As a corporate real estate leader, you need accurate, precise data—often in real-time—in order to make critical short- and long-term business decisions. Whether you’re trying to boost productivity by co-locating business groups or negotiate for better lease options, it is imperative to have data you can trust.
Data integrity refers to the quality and reliability of the data: in a nutshell, is the data extracted and communicated in a consistent and rigorous format? Understanding the importance of data integrity, and how to maintain it, is especially crucial when you’re using a tool like Serraview, which takes in data from multiple outside sources, such as your IWMS, entry sensors and other IoT devices.
If data integrity isn’t maintained, you won’t be able to make evidence-based business decisions.
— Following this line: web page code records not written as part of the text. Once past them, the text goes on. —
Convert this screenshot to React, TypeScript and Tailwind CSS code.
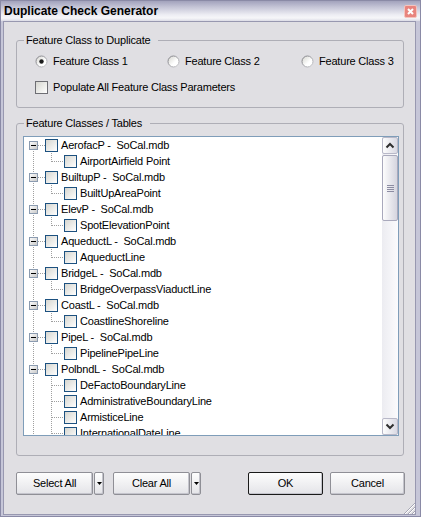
import React from 'react';

const font = "font-['Liberation_Sans',Arial,sans-serif]";

type Node = { label: string; children: string[] };

const tree: Node[] = [
  { label: 'AerofacP -  SoCal.mdb', children: ['AirportAirfield Point'] },
  { label: 'BuiltupP -  SoCal.mdb', children: ['BuiltUpAreaPoint'] },
  { label: 'ElevP -  SoCal.mdb', children: ['SpotElevationPoint'] },
  { label: 'AqueductL -  SoCal.mdb', children: ['AqueductLine'] },
  { label: 'BridgeL -  SoCal.mdb', children: ['BridgeOverpassViaductLine'] },
  { label: 'CoastL -  SoCal.mdb', children: ['CoastlineShoreline'] },
  { label: 'PipeL -  SoCal.mdb', children: ['PipelinePipeLine'] },
  {
    label: 'PolbndL -  SoCal.mdb',
    children: [
      'DeFactoBoundaryLine',
      'AdministrativeBoundaryLine',
      'ArmisticeLine',
      'InternationalDateLine',
      'MaritimeBoundaryLine',
    ],
  },
];

const dot = { stroke: '#a0a0a0', strokeDasharray: '1 1', shapeRendering: 'crispEdges' as const };

function Box() {
  return (
    <div className="w-[13px] h-[13px] shrink-0 border border-[#1c5180] bg-linear-to-br from-[#d6d6d0] to-white" />
  );
}

function RootGutter({ first, id }: { first: boolean; id: string }) {
  return (
    <svg width="21" height="16" className="shrink-0">
      <defs>
        <linearGradient id={id} x1="0" y1="0" x2="1" y2="1">
          <stop offset="0" stopColor="#ffffff" />
          <stop offset="1" stopColor="#c6c6c6" />
        </linearGradient>
      </defs>
      <line x1="9.5" y1={first ? 8 : 0} x2="9.5" y2="16" {...dot} />
      <line x1="14" y1="8.5" x2="21" y2="8.5" {...dot} />
      <rect x="5.5" y="4.5" width="8" height="8" fill={`url(#${id})`} stroke="#8b9bb0" shapeRendering="crispEdges" />
      <line x1="7" y1="8.5" x2="12" y2="8.5" stroke="#000" shapeRendering="crispEdges" />
    </svg>
  );
}

function ChildGutter({ last }: { last: boolean }) {
  return (
    <svg width="40" height="16" className="shrink-0">
      <line x1="9.5" y1="0" x2="9.5" y2="16" {...dot} />
      <line x1="27.5" y1="0" x2="27.5" y2={last ? 9 : 16} {...dot} />
      <line x1="28" y1="8.5" x2="40" y2="8.5" {...dot} />
    </svg>
  );
}

function Tree() {
  const rows: React.ReactNode[] = [];
  tree.forEach((n, i) => {
    rows.push(
      <div key={n.label} className="flex items-center h-[16px]">
        <RootGutter first={i === 0} id={`exp${i}`} />
        <Box />
        <span className="ml-[3px] whitespace-pre">{n.label}</span>
      </div>
    );
    n.children.forEach((c, j) => {
      rows.push(
        <div key={c} className="flex items-center h-[16px]">
          <ChildGutter last={j === n.children.length - 1} />
          <Box />
          <span className="ml-[3px] whitespace-pre">{c}</span>
        </div>
      );
    });
  });
  return <div className="flex-1 overflow-hidden text-[11px] leading-[16px] text-black">{rows}</div>;
}

function ScrollButton({ up }: { up: boolean }) {
  return (
    <div className="h-[17px] rounded-[2px] border border-[#b8b8c8] bg-linear-to-r from-[#fdfdfd] to-[#d9d9e3] flex items-center justify-center">
      <svg width="10" height="7" viewBox="0 0 10 7">
        <path d={up ? 'M1.5 5.5 L5 2 L8.5 5.5' : 'M1.5 1.5 L5 5 L8.5 1.5'} stroke="#2e2e2e" strokeWidth="2" fill="none" />
      </svg>
    </div>
  );
}

function Scrollbar() {
  return (
    <div className="w-[16px] flex flex-col bg-linear-to-r from-[#ececf1] to-[#fbfbfd]">
      <ScrollButton up />
      <div className="mt-[1px] h-[66px] rounded-[2px] border border-[#a9a9bc] bg-linear-to-r from-[#fdfdfd] to-[#d5d5df] flex flex-col items-center justify-center gap-[1px]">
        {[0, 1, 2, 3].map((k) => (
          <div key={k} className="w-[7px] h-[1px] bg-[#8c8ca2]" />
        ))}
      </div>
      <div className="flex-1" />
      <ScrollButton up={false} />
    </div>
  );
}

function Radio({ checked, id }: { checked?: boolean; id: string }) {
  return (
    <svg width="13" height="13" viewBox="0 0 13 13" className="shrink-0">
      <defs>
        <linearGradient id={id} x1="0" y1="0" x2="1" y2="1">
          <stop offset="0" stopColor="#d4d4ce" />
          <stop offset="0.6" stopColor="#ffffff" />
        </linearGradient>
        <linearGradient id={`${id}s`} x1="0" y1="0" x2="1" y2="1">
          <stop offset="0" stopColor="#7a7a80" />
          <stop offset="1" stopColor="#c8c8cc" />
        </linearGradient>
      </defs>
      <circle cx="6.5" cy="6.5" r="5.5" fill={`url(#${id})`} stroke={`url(#${id}s)`} />
      {checked && <circle cx="6.5" cy="6.5" r="2.2" fill="#1c1c1c" />}
    </svg>
  );
}

function Button({ label, w, primary }: { label: string; w: string; primary?: boolean }) {
  return (
    <div
      className={`${w} h-[23px] flex items-center justify-center rounded-[2px] border bg-linear-to-b from-[#fdfdfd] to-[#e4e4e8] text-[11px] text-black shadow-[inset_-1px_-1px_0_#c4c4cc] ${
        primary ? 'border-[#1a1a1a]' : 'border-[#8f8f96]'
      }`}
    >
      {label}
    </div>
  );
}

function Split({ label }: { label: string }) {
  return (
    <div className="flex gap-[1px]">
      <Button label={label} w="w-[77px]" />
      <div className="w-[10px] h-[23px] flex items-center justify-center rounded-[2px] border border-[#8f8f96] bg-linear-to-b from-[#fdfdfd] to-[#e4e4e8] shadow-[inset_-1px_-1px_0_#c4c4cc]">
        <svg width="5" height="3" viewBox="0 0 5 3">
          <path d="M0 0 H5 L2.5 3 Z" fill="#000" />
        </svg>
      </div>
    </div>
  );
}

export default function App() {
  return (
    <div className={`${font} w-[421px] h-[517px] flex flex-col border border-[#8a8aa6] bg-[#c6c6d8] tracking-[-0.2px]`}>
      <div className="h-[20px] flex items-center justify-between pl-[3px] pr-[3px] bg-[linear-gradient(to_bottom,#a2a2bc_0%,#c4c4d6_30%,#eeeef4_70%,#f6f6f9_85%,#dcdce6_100%)]">
        <span className="text-[12px] font-bold text-black leading-none tracking-normal">Duplicate Check Generator</span>
        <svg width="13" height="13" viewBox="0 0 13 13">
          <rect x="0.5" y="0.5" width="12" height="12" rx="1.5" fill="#e8847e" stroke="#f4c4be" />
          <path d="M4 4 L9 9 M9 4 L4 9" stroke="#fff" strokeWidth="2" />
        </svg>
      </div>
      <div className="flex-1 flex pl-[2px] pr-[4px] pb-[1px]">
        <div className="relative flex-1 flex flex-col bg-[#e0dfe3] border border-[#9898b0] text-[11px] text-black">
          <fieldset className="mt-[12px] ml-[12px] mr-[11px] pl-[6px] pr-[4px] pb-[12px] border border-[#aeaeb6] rounded-[3px]">
            <legend className="ml-[1px] pl-[2px] pr-[8px] leading-[13px]">Feature Class to Duplicate</legend>
            <div className="mt-[6px] ml-[12px] flex h-[16px] items-center">
              <div className="w-[132px] flex items-center gap-[5px]">
                <Radio checked id="r1" />
                <span>Feature Class 1</span>
              </div>
              <div className="w-[134px] flex items-center gap-[5px]">
                <Radio id="r2" />
                <span>Feature Class 2</span>
              </div>
              <div className="flex items-center gap-[5px]">
                <Radio id="r3" />
                <span>Feature Class 3</span>
              </div>
            </div>
            <div className="mt-[10px] ml-[12px] flex h-[16px] items-center gap-[5px]">
              <div className="w-[13px] h-[13px] border border-[#6e6e74] bg-linear-to-br from-[#d6d6d0] to-white" />
              <span>Populate All Feature Class Parameters</span>
            </div>
          </fieldset>

          <fieldset className="mt-[9px] ml-[12px] mr-[11px] pl-[6px] pr-[4px] pb-[19px] border border-[#aeaeb6] rounded-[3px]">
            <legend className="ml-[1px] pl-[2px] pr-[8px] leading-[13px]">Feature Classes / Tables</legend>
            <div className="mt-[6px] h-[300px] flex border border-[#7f9db9] bg-white">
              <Tree />
              <Scrollbar />
            </div>
          </fieldset>

          <div className="mt-[16px] ml-[12px] mr-[10px] flex items-center">
            <Split label="Select All" />
            <div className="ml-[9px]">
              <Split label="Clear All" />
            </div>
            <div className="flex-1" />
            <Button label="OK" w="w-[75px]" primary />
            <div className="ml-[7px]">
              <Button label="Cancel" w="w-[75px]" />
            </div>
          </div>

          <svg width="12" height="12" viewBox="0 0 12 12" className="absolute right-0 bottom-0">
            {[3, 7, 11].map((o) => (
              <g key={o}>
                <line x1={12 - o} y1="12" x2="12" y2={12 - o} stroke="#a6a6b4" />
                <line x1={13 - o} y1="12" x2="12" y2={13 - o} stroke="#ffffff" />
              </g>
            ))}
          </svg>
        </div>
      </div>
    </div>
  );
}
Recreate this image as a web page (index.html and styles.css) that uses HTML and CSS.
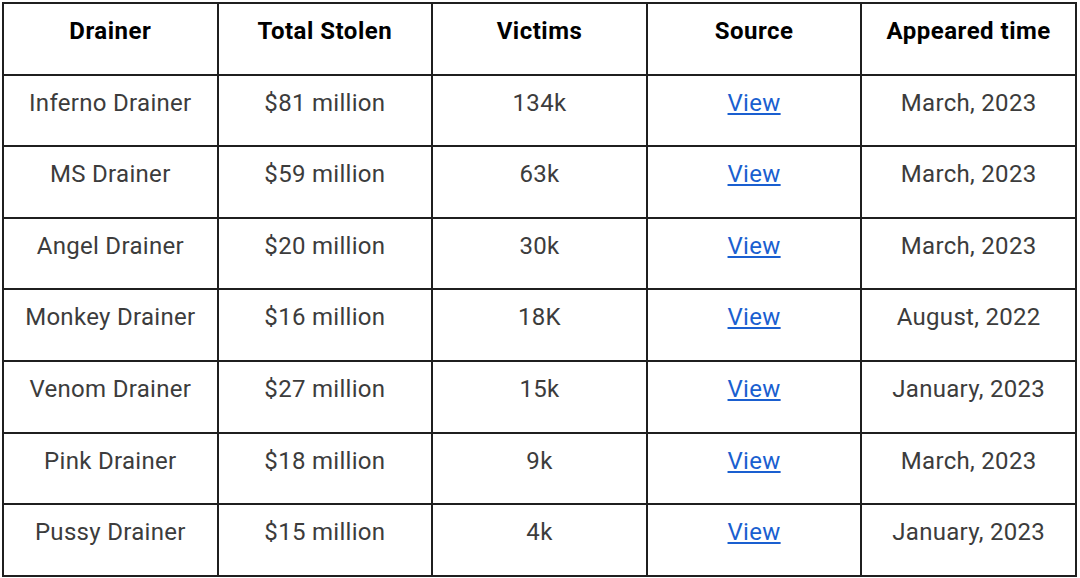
FILE: index.html
```html
<!DOCTYPE html>
<html>
<head>
<meta charset="utf-8">
<link rel="stylesheet" href="styles.css">
</head>
<body>
<table class="drainers">
  <colgroup><col><col><col><col><col></colgroup>
  <thead>
    <tr><th>Drainer</th><th>Total Stolen</th><th>Victims</th><th>Source</th><th>Appeared time</th></tr>
  </thead>
  <tbody>
    <tr><td>Inferno Drainer</td><td>$81 million</td><td>134k</td><td><a href="#">View</a></td><td>March, 2023</td></tr>
    <tr><td>MS Drainer</td><td>$59 million</td><td>63k</td><td><a href="#">View</a></td><td>March, 2023</td></tr>
    <tr><td>Angel Drainer</td><td>$20 million</td><td>30k</td><td><a href="#">View</a></td><td>March, 2023</td></tr>
    <tr><td>Monkey Drainer</td><td>$16 million</td><td>18K</td><td><a href="#">View</a></td><td>August, 2022</td></tr>
    <tr><td>Venom Drainer</td><td>$27 million</td><td>15k</td><td><a href="#">View</a></td><td>January, 2023</td></tr>
    <tr><td>Pink Drainer</td><td>$18 million</td><td>9k</td><td><a href="#">View</a></td><td>March, 2023</td></tr>
    <tr><td>Pussy Drainer</td><td>$15 million</td><td>4k</td><td><a href="#">View</a></td><td>January, 2023</td></tr>
  </tbody>
</table>
</body>
</html>
```

FILE: styles.css
```css
html, body {
  margin: 0;
  padding: 0;
  background: #ffffff;
}
body {
  padding: 2px 0 0 2px;
  font-family: Roboto, "Liberation Sans", sans-serif;
}
.drainers {
  border-collapse: collapse;
  table-layout: fixed;
  width: 1075px;
}
.drainers col {
  width: 20%;
}
.drainers th,
.drainers td {
  border: 2px solid #1f1f1f;
  height: 71.6px;
  box-sizing: border-box;
  padding: 13px 2px 0;
  vertical-align: top;
  text-align: center;
  font-size: 24px;
  line-height: 28px;
  letter-spacing: 0.3px;
  white-space: nowrap;
}
.drainers th {
  font-weight: 700;
  color: #000000;
  letter-spacing: 0.5px;
}
.drainers td {
  font-weight: 400;
  color: #3c3c3c;
}
.drainers a {
  color: #1a5fd0;
  text-decoration: underline;
}
```
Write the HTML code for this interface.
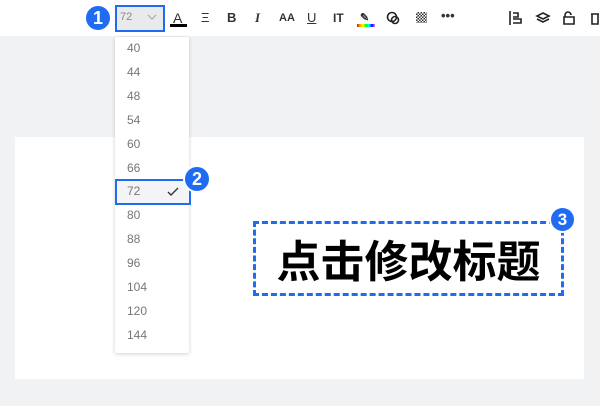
<!DOCTYPE html>
<html><head><meta charset="utf-8"><style>
*{margin:0;padding:0;box-sizing:border-box}
body{width:600px;height:406px;background:#f1f2f4;position:relative;overflow:hidden;font-family:"Liberation Sans","Noto Sans CJK SC",sans-serif}
.tb{position:absolute;left:0;top:0;width:600px;height:36px;background:#fff}
.i{position:absolute;top:9px;font-size:13px;color:#333;font-weight:bold;line-height:18px}
.badge{position:absolute;border-radius:50%;background:#1f6bf2;color:#fff;font-weight:bold;text-align:center;border:2px solid #fff}
.canvas{position:absolute;left:15px;top:137px;width:569px;height:242px;background:#fff}
.dd{position:absolute;left:115px;top:37px;width:74px;height:316px;background:#fff;box-shadow:0 1px 4px rgba(0,0,0,.18);border-radius:2px}
.it{position:absolute;left:12px;font-size:12px;color:#777}
</style></head><body>
<div class="tb"></div>
<div style="position:absolute;left:115px;top:5px;width:50px;height:27px;border:2px solid #1f6bf2;background:#e9eaec"></div>
<div style="position:absolute;left:120px;top:11px;font-size:11px;color:#888">72</div>
<svg style="position:absolute;left:147px;top:14px" width="10" height="7"><path d="M1 1l4 4 4-4" fill="none" stroke="#aaa" stroke-width="1.2"/></svg>
<div class="badge" style="left:84px;top:4px;width:28px;height:28px;font-size:18px;line-height:24px">1</div>
<div class="i" style="left:173px;font-weight:normal;font-size:14px">A</div>
<div style="position:absolute;left:170px;top:24px;width:17px;height:3px;background:#000"></div>
<div class="i" style="left:201px;font-weight:normal">Ξ</div>
<div class="i" style="left:227px">B</div>
<div class="i" style="left:255px;font-style:italic;font-family:'Liberation Serif',serif">I</div>
<div class="i" style="left:279px;font-size:11px">AA</div>
<div class="i" style="left:307px;text-decoration:underline;font-weight:normal">U</div>
<div class="i" style="left:333px;font-size:12px">IT</div>
<div class="i" style="left:360px;font-size:11px">✎</div>
<div style="position:absolute;left:357px;top:24px;width:18px;height:3px;background:linear-gradient(90deg,red,orange,yellow,lime,cyan,blue,violet)"></div>
<svg style="position:absolute;left:386px;top:11px" width="14" height="14"><circle cx="6" cy="6" r="4.5" fill="none" stroke="#222" stroke-width="1.6"/><circle cx="9" cy="9" r="3.5" fill="none" stroke="#222" stroke-width="1.6"/></svg>
<div style="position:absolute;left:416px;top:12px;width:11px;height:11px;background:repeating-conic-gradient(#333 0 25%,#fff 0 50%) 0 0/3px 3px"></div>
<div class="i" style="left:441px;top:7px">•••</div>
<svg style="position:absolute;left:508px;top:10px" width="110" height="16" fill="none" stroke="#222" stroke-width="1.6">
<path d="M2 1v14M5 3h5v4H5M5 9h8v4H5"/>
<path d="M35 3l6 3-6 3-6-3zM29 9l6 3 6-3"/>
<path d="M57 7v-2a3 3 0 0 1 6 0M56 7h10v7H56z"/>
<path d="M83 4h8M84 4v10h6V4"/>
</svg>
<div class="canvas"></div>
<div class="dd">
<div class="it" style="top:4px">40</div>
<div class="it" style="top:28px">44</div>
<div class="it" style="top:52px">48</div>
<div class="it" style="top:76px">54</div>
<div class="it" style="top:100px">60</div>
<div class="it" style="top:124px">66</div>
<div style="position:absolute;left:0;top:142px;width:76px;height:26px;border:2px solid #1f6bf2;background:#f3f4f6"></div>
<div class="it" style="top:147px">72</div>
<svg style="position:absolute;left:52px;top:150px" width="12" height="10"><path d="M1 5l3 3 7-7" fill="none" stroke="#333" stroke-width="1.4"/></svg>
<div class="it" style="top:171px">80</div>
<div class="it" style="top:195px">88</div>
<div class="it" style="top:219px">96</div>
<div class="it" style="top:243px">104</div>
<div class="it" style="top:267px">120</div>
<div class="it" style="top:291px">144</div>
</div>
<div class="badge" style="left:183px;top:165px;width:28px;height:28px;font-size:18px;line-height:24px">2</div>
<div style="position:absolute;left:253px;top:221px;width:311px;height:75px;border:3px dashed #1f6bf2"></div>
<div style="position:absolute;left:253px;top:228px;width:311px;text-align:center;font-family:'Noto Sans CJK SC',sans-serif;font-weight:bold;font-size:44px;line-height:60px;color:#000">点击修改标题</div>
<div class="badge" style="left:549px;top:206px;width:27px;height:27px;font-size:17px;line-height:23px">3</div>
</body></html>
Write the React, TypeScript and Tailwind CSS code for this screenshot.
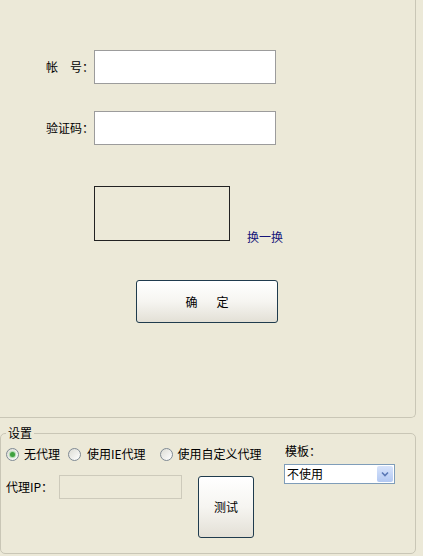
const font = { fontFamily: '"Noto Sans CJK SC", "DejaVu Sans", sans-serif' }

function Radio({ checked }: { checked?: boolean }) {
  return (
    <span className="flex h-[13px] w-[13px] shrink-0 items-center justify-center rounded-full border border-[#7f8a94] bg-gradient-to-br from-[#dcdcd5] to-white">
      {checked && (
        <span className="h-[5px] w-[5px] rounded-full bg-[#3fa13f] shadow-[0_0_1px_1px_#a6d8a6]" />
      )}
    </span>
  )
}

function XpButton({ className, children }: { className: string; children: React.ReactNode }) {
  return (
    <button
      className={`flex items-center justify-center rounded-[3px] border border-[#1f3b4d] bg-gradient-to-b from-white via-[#f6f5f1] to-[#e3e0d6] text-[12px] leading-[14px] text-black ${className}`}
    >
      {children}
    </button>
  )
}

export default function App() {
  return (
    <div className="h-[556px] w-[423px] overflow-hidden bg-[#ECE9D8] text-[12px] leading-[14px] text-black" style={font}>
      {/* login panel */}
      <div className="h-[418px] w-[416px] rounded-br-[5px] border-r border-b border-[#c9c6b6] pt-[50px] pl-[46px]">
        <div className="flex items-center">
          <span className="w-[48px]">帐　号：</span>
          <div className="h-[34px] w-[182px] border border-[#9c9c9c] bg-white" />
        </div>
        <div className="mt-[27px] flex items-center">
          <span className="w-[48px]">验证码：</span>
          <div className="h-[34px] w-[182px] border border-[#9c9c9c] bg-white" />
        </div>
        <div className="mt-[41px] ml-[48px] flex items-end">
          <div className="h-[55px] w-[136px] border border-[#222]" />
          <span className="mb-[-3px] ml-[17px] text-[#15157a]">换一换</span>
        </div>
        <XpButton className="mt-[39px] ml-[90px] h-[43px] w-[142px] gap-[19px]">
          <span>确</span>
          <span>定</span>
        </XpButton>
      </div>

      {/* settings group */}
      <fieldset className="mt-[8px] h-[128px] w-[416px] rounded-[5px] border border-[#c9c6b6] pl-[5px]">
        <legend className="px-[2px] leading-[14px]">设置</legend>
        <div className="flex">
          <div className="w-[278px]">
            <div className="mt-[7px] flex h-[14px] items-center">
              <Radio checked />
              <span className="ml-[5px]">无代理</span>
              <span className="ml-[8px]"><Radio /></span>
              <span className="ml-[6px]">使用IE代理</span>
              <span className="ml-[14px]"><Radio /></span>
              <span className="ml-[5px]">使用自定义代理</span>
            </div>
            <div className="mt-[14px] flex items-start">
              <span className="flex h-[24px] w-[53px] items-center">代理IP：</span>
              <div className="h-[24px] w-[123px] border border-[#cdcabb] bg-[#ECE9D8]" />
              <XpButton className="mt-[1px] ml-[16px] h-[62px] w-[56px]">测试</XpButton>
            </div>
          </div>
          <div>
            <div className="mt-[4px] ml-[1px]">模板：</div>
            <div className="mt-[6px] flex h-[20px] w-[111px] items-center border border-[#7f9db9] bg-white">
              <span className="flex-1 pl-[2px]">不使用</span>
              <span className="mr-[1px] flex h-[16px] w-[16px] items-center justify-center rounded-[2px] bg-gradient-to-b from-[#d8e4fb] to-[#b2c8f2]">
                <svg width="8" height="6" viewBox="0 0 8 6">
                  <path d="M1 1.5 L4 4.5 L7 1.5" fill="none" stroke="#5a78b5" strokeWidth="1.6" />
                </svg>
              </span>
            </div>
          </div>
        </div>
      </fieldset>
    </div>
  )
}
Either you won’t get data at all because of an issue with the systems sending and receiving data, or the data you do get won’t be accurate or valid.
The Three Pillars of Space Planning Software
Before we examine how to verify data integrity, let’s review the “three pillars” of space planning:
1. Gathering Data
In today’s workplace, data comes in a variety of forms: space management information, space utilization data, cloud and network usage, building systems and utilities, employee productivity and engagement, and more. You need a robust tool (or tools) to collect and aggregate this mountain of data.
2. Analyzing Data
A tool like Serraview is able to conduct the important first level of analysis on this aggregated data, allowing you to see accurate, real-time reporting about space usage and more. Other effective tools employ data science and machine learning to identify patterns and compare real-time with historical data to better inform your decisions.
3. Taking Action
Armed with this analysis, from a CRE perspective, your next step is to look at it critically and ask questions. For example: Do your group allocations make sense, or are people randomly split up from their team? What’s causing the conference room shortages that seem to happen every Thursday?
Once you go after these next-level insights, you’re able to make evidence-based decisions to improve your workplace.
A Data Contract
When one system takes in data and then sends it to another system for aggregation and analysis, there needs to be a shared understanding of the content and formatting of that data.
Serraview creates a “data contract” that documents what kind of data the system will receive and from where. The system checks all the data it receives to ensure it conforms to this expectation. If the data Serraview gets is inconsistent in some way, it will either request to resend the data or alert the user that there is an issue.
Ensuring Data Integrity
Serraview, and the systems it receives data from, typically uses a checksum hash function on all data to ensure this data contract is being upheld. The sending system takes its large file of complex information, runs it through the checksum hash function, and gets a simple label (like “12345”). It sends the data file and label to Serraview, which runs its own checksum hash function. If Serraview gets the same “12345” label, it will accept the data. If not, it will reject it and either request it be resent or alert the user.
The Right Amount of Flexibility
When there are issues with data integrity, you generally have two options. First, you can go back to the sending system and correct the data it collected. For example, if your IWMS collects HR data on new hires and sends it to Serraview as part of the space utilization analysis process, and you discover the manual data entry was done incorrectly. The data can simply be re-entered and re-sent to Serraview.
Second, Serraview’s settings can accommodate a certain level of variation in the data it receives. You might be switching to new entry sensors, and the old devices send whole numbers (10) while the news ones are slightly more precise (10.0). Without some degree of artificial intelligence and flexibility, Serraview would unnecessarily reject the data it’s receiving from the new sensors.
Good Business Decisions Reinforce the Importance of Data Integrity
Maintaining data integrity is a cornerstone of Serraview’s development. Without a system that rigorously maintains high standards for your data, you can’t obtain any meaningful analysis to make strong decisions.
But technology can’t do all the work—the individuals using the data to make decisions need to have some knowledge about the context. If the reports and analysis you get seem off, you must determine:
- Is the data received from an input system corrupt?
- Is the system rejecting accurate data because it’s not being flexible enough?
- Is the system being too flexible and accepting bad data?
The human side of maintaining data quality involves thinking critically and asking questions. To make sure your technology and systems are conforming to your expectations and standards, you should run periodic checks and audits to verify and validate the data you’re getting. If you are working with bad data, these will help pinpoint the source so you can correct the issue.
To ensure the data being entered into Serraview is valid and accurate, there’s a built-in CRM system that allows individual business units to review and validate their allocations, saving the CRE team from doing manual walk-throughs. Companies can create their own processes to ensure data gets reviewed and validated on a regular basis, and the system can also provide reports on whether or not that happens, so the CRE team is informed and can follow up directly with department heads when needed.